E’ chiaro che questo processo non potrà che peggiorare le già fortissime disuguaglianze sociali che esistono nel paese, tra una fascia di ricchi che ha visto accrescere la propria quota di ricchezze ed un ventaglio sempre più ampia di popolazione costretta in condizioni di povertà relativa o assoluta. I tagli ai servizi pubblici e le privatizzazioni, la precarizzazione del lavoro e il contenimento dei salari hanno attraversato in questi anni tutto il paese, ispirati dalle politiche neoliberiste di Bruxelles. La coperta quindi si è ristretta per tutti, ma il federalismo aumentato non potrà che accrescere queste disparità, aggiungendo a quella sociale anche una disparità tra regioni e tra zone ricche e zone povere della stessa regione.

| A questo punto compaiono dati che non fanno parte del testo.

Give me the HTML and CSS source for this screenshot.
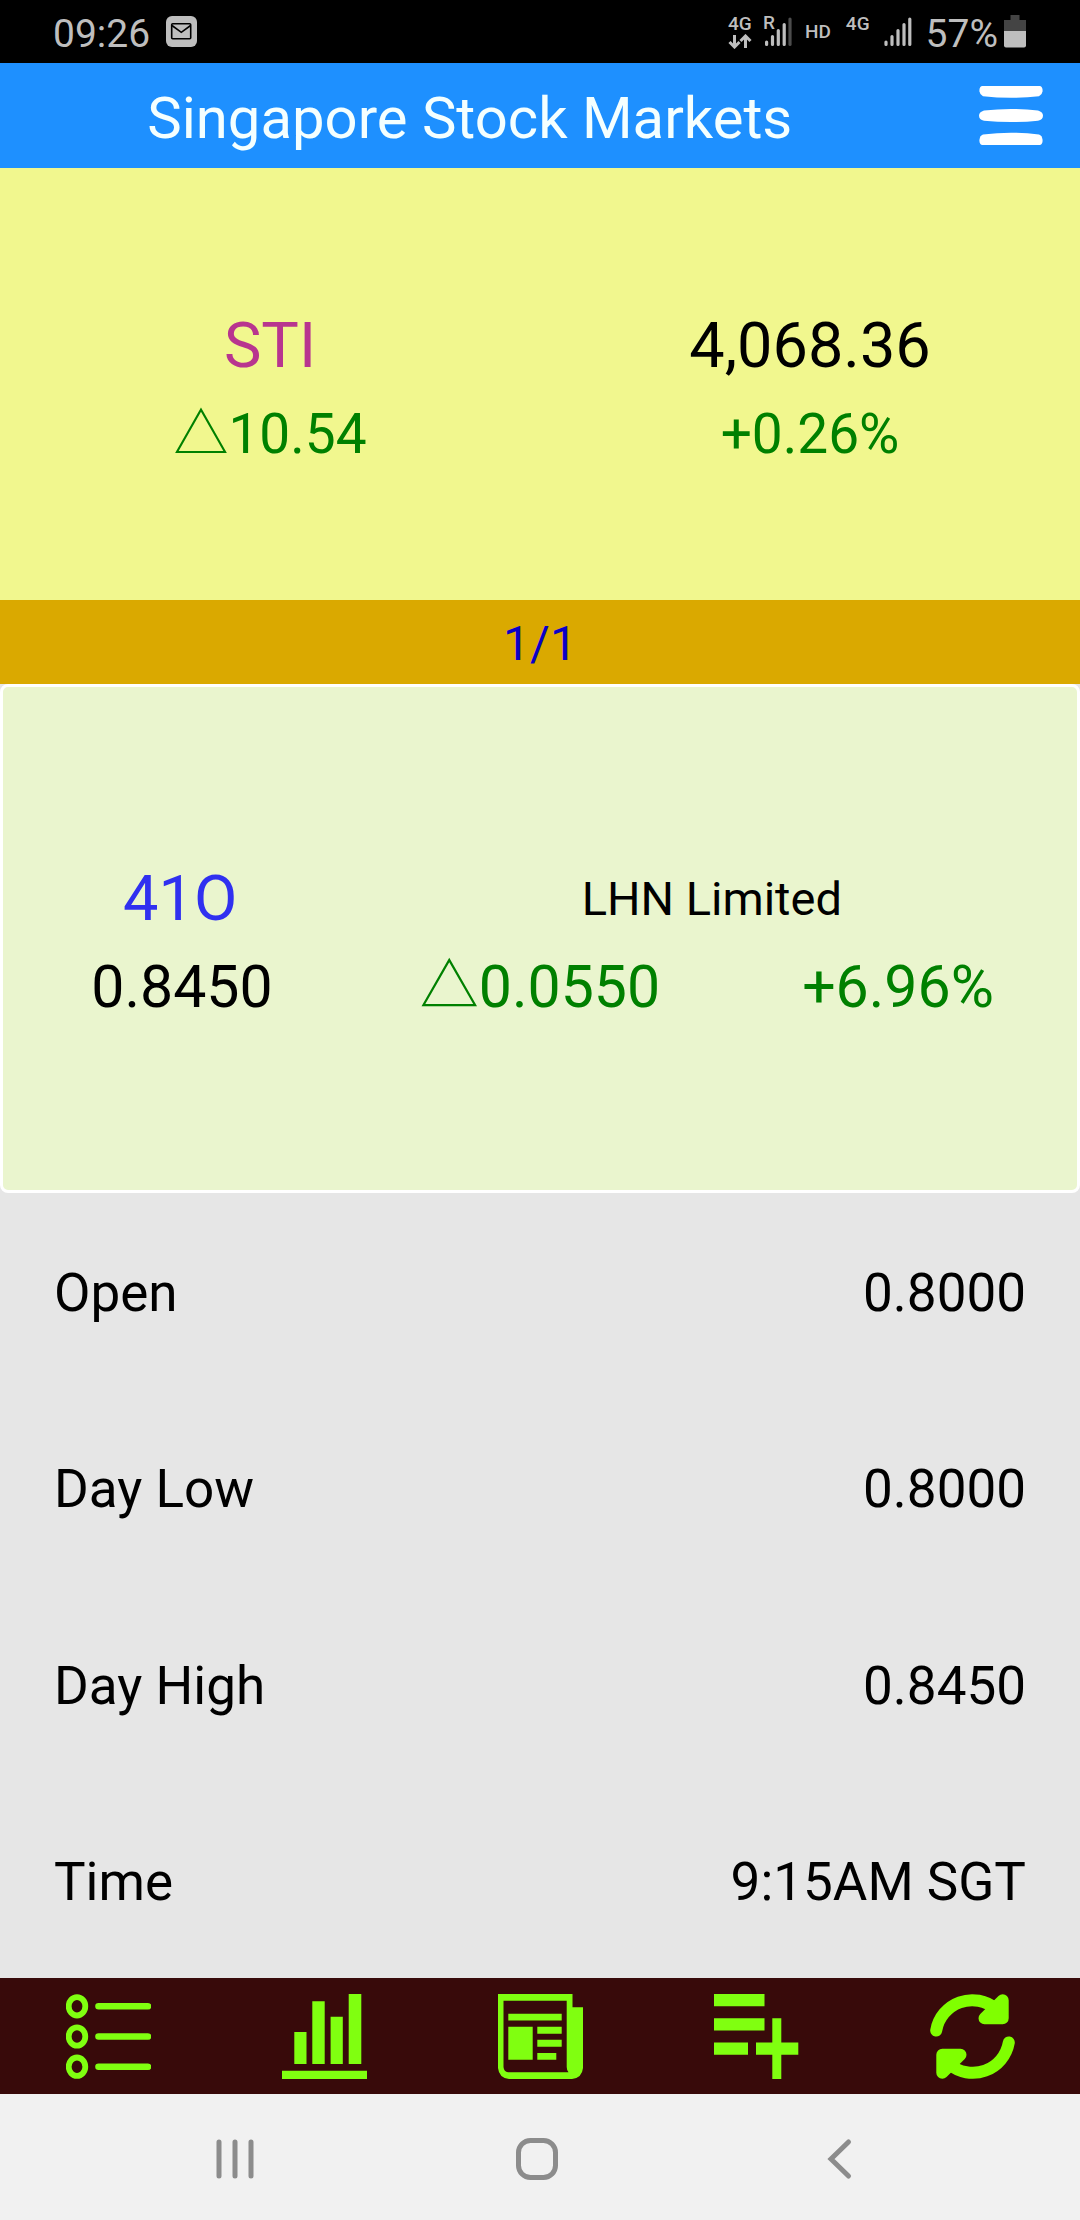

L’accordo sottoscritto dal ex governo targato PD a peggiorare il quadro prevedeva che la definizione dei ruoli e delle procedure, su come si dovesse intraprendere il regionalismo differenziato, fosse affidato ad una commissione tecnica. Il Parlamento non ha nessun potere di entrare nel merito dell’accordo ma al massimo può ratificare o meno l’intero pacchetto dell’accordo sul regionalismo; una volta aperta la procedura ci saranno 10 anni in cui non sarà più possibile per il Parlamento mettere in discussione i Patti senza l’assenso delle regioni stesse.

Per questo è importante agire e farlo subito, prima che sia troppo tardi. Il silenzio su questa vicenda è diventato assordante, mentre siamo in presenza di un cambiamento che avrà effetti devastanti sul nostro futuro.

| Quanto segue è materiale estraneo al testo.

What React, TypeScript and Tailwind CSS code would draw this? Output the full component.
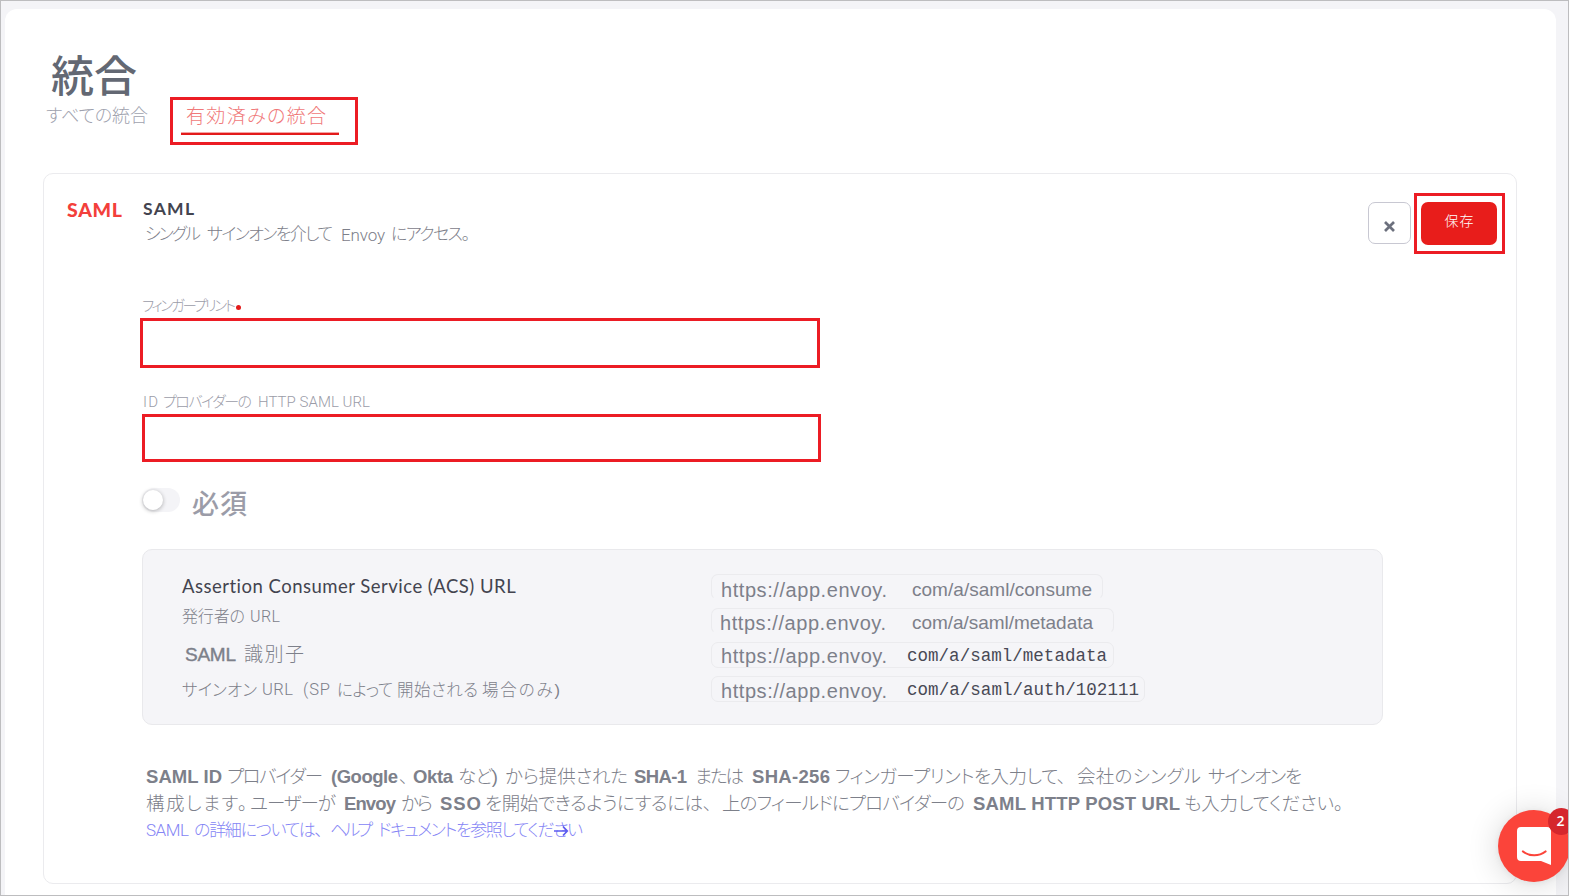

L’Unione Sindacale di Base ha deciso pertanto di lanciare una mobilitazione di protesta a Roma in piazza Montecitorio il prossimo 15 febbraio per fermare questo processo e riaprire la discussione. Tutti devono avere pari diritti e pari dignità, tutti abbiamo diritto allo stesso livello dei servizi pubblici, delle scuole, degli ospedali, dei trasporti. Abbiamo bisogno, soprattutto nelle regioni meridionali, di rilanciare l’occupazione, sviluppare la pubblica amministrazione e lanciare un piano straordinario di realizzazione di infrastrutture economiche e sociali indispensabili per il nostro futuro. Vogliamo una fiscalità progressiva e perequativa, vogliamo più giustizia sociale ed un piano vero di lotta alle disuguaglianze sociali.